§ **Your instructions**
Give the number of lines holding the string "components", and nothing else.

══════════════════════════════

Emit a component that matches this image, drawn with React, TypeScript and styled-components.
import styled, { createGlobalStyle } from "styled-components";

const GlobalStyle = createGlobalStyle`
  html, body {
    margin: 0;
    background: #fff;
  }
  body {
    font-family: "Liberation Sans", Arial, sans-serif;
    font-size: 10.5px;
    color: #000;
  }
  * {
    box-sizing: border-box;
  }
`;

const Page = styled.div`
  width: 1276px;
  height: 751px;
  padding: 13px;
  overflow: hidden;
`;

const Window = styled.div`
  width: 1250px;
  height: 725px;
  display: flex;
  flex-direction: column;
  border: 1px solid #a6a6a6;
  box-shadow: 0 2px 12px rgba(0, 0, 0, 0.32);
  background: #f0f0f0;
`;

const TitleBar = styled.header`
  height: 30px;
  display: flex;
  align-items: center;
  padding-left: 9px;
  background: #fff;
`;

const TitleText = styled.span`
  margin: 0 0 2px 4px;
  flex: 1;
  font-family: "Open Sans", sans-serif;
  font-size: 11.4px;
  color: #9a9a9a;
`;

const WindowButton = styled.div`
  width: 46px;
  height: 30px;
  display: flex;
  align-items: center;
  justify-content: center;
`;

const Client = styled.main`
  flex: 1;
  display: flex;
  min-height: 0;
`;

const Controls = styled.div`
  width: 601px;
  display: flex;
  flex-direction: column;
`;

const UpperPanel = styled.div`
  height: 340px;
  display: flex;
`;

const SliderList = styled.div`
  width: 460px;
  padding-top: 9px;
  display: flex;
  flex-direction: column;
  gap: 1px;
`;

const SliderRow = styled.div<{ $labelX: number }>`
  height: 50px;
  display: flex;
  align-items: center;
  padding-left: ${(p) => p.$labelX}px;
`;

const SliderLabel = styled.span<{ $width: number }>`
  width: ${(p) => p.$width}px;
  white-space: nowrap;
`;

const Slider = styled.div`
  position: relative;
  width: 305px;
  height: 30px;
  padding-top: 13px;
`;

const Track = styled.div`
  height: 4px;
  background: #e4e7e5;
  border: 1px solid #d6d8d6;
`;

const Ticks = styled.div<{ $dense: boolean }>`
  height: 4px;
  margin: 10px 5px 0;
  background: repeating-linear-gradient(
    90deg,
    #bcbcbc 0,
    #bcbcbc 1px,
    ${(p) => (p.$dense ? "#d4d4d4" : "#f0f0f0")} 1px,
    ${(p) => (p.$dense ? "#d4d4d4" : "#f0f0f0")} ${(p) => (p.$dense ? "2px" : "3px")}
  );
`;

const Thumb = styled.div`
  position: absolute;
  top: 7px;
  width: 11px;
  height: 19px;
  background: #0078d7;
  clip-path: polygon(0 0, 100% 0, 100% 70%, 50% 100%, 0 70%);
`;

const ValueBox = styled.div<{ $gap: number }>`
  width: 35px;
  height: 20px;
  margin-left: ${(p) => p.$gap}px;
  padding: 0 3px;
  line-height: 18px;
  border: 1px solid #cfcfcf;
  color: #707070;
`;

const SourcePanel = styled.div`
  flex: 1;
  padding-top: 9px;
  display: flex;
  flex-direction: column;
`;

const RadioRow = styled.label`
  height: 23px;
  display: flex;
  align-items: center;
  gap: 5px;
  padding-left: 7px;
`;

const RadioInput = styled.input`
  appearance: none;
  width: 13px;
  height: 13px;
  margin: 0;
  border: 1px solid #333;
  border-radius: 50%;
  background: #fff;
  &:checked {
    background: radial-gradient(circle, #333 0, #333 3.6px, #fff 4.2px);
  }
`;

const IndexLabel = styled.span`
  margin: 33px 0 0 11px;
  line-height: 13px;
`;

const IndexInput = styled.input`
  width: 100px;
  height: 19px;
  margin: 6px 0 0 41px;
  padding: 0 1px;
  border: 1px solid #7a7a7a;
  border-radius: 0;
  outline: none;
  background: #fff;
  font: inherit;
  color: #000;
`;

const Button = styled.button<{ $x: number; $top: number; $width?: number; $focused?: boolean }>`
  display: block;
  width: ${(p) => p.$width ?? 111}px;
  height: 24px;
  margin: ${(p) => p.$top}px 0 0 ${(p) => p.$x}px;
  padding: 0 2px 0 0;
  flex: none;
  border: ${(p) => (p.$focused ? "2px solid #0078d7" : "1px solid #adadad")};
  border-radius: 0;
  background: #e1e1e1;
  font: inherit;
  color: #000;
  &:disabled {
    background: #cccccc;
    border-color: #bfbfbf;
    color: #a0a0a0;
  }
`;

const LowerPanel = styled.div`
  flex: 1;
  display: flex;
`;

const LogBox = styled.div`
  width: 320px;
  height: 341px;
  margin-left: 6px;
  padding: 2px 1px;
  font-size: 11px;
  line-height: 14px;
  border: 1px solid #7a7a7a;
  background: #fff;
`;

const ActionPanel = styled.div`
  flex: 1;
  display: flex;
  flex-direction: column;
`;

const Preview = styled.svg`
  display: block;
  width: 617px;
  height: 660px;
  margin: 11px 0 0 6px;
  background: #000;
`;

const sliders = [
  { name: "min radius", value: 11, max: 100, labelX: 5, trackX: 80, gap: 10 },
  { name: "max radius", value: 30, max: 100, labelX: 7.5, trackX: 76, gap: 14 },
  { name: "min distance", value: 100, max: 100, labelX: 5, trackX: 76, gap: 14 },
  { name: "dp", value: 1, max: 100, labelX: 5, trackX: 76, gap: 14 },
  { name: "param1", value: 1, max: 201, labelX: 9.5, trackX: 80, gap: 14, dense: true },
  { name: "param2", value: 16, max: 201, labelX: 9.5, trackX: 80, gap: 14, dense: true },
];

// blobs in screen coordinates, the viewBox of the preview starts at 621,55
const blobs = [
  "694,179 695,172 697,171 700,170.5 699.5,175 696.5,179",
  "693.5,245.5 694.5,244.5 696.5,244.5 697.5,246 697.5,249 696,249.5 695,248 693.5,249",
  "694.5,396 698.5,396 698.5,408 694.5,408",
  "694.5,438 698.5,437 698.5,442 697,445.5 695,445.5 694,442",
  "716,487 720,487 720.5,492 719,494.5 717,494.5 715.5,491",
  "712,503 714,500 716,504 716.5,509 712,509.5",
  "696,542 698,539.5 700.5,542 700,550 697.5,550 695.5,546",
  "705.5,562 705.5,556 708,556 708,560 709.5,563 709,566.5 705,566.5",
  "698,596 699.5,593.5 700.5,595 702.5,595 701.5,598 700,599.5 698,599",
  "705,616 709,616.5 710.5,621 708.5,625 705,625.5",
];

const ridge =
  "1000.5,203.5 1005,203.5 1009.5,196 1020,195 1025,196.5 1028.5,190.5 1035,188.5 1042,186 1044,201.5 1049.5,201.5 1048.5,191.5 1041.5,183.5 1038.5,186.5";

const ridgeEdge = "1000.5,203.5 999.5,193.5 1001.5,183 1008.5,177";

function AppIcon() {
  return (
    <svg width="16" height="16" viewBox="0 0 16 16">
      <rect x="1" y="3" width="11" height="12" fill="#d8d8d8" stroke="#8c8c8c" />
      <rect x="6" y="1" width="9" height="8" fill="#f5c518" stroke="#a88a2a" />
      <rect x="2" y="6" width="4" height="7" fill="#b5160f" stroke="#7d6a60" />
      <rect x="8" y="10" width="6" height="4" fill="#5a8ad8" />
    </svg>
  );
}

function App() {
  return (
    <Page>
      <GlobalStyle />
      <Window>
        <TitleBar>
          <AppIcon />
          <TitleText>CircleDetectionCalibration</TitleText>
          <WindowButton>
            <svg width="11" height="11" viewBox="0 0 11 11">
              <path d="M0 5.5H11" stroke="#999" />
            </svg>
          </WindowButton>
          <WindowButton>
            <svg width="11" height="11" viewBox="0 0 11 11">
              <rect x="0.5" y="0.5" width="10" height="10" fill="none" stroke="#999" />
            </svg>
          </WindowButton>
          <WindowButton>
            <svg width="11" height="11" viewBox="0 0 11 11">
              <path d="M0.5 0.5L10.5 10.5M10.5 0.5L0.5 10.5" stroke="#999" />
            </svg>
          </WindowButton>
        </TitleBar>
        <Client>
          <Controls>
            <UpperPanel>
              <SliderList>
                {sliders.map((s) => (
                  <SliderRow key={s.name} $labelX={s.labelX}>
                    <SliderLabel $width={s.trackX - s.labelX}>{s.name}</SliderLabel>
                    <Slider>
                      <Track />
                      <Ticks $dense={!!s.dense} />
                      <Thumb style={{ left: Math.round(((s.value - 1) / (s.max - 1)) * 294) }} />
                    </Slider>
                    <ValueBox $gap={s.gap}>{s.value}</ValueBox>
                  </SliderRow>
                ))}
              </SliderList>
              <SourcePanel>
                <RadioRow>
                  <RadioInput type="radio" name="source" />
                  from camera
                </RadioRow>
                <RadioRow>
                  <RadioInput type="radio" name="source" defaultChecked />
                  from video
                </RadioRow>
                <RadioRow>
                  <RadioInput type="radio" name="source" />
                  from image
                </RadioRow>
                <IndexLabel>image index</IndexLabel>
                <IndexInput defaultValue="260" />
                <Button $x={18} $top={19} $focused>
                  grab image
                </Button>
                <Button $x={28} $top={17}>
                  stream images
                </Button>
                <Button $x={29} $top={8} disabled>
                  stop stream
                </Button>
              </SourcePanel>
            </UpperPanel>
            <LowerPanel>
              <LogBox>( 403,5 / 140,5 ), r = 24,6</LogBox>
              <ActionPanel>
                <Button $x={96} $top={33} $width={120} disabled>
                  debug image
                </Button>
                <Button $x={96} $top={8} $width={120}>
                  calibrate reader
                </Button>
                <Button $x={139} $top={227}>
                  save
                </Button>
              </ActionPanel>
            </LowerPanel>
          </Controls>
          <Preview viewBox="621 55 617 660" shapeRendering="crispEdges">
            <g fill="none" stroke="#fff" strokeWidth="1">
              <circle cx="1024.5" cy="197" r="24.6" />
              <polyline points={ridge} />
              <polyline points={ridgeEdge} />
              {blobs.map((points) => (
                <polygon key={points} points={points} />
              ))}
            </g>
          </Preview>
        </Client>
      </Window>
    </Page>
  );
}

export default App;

══════════════════════════════

§ **Problem solution**
2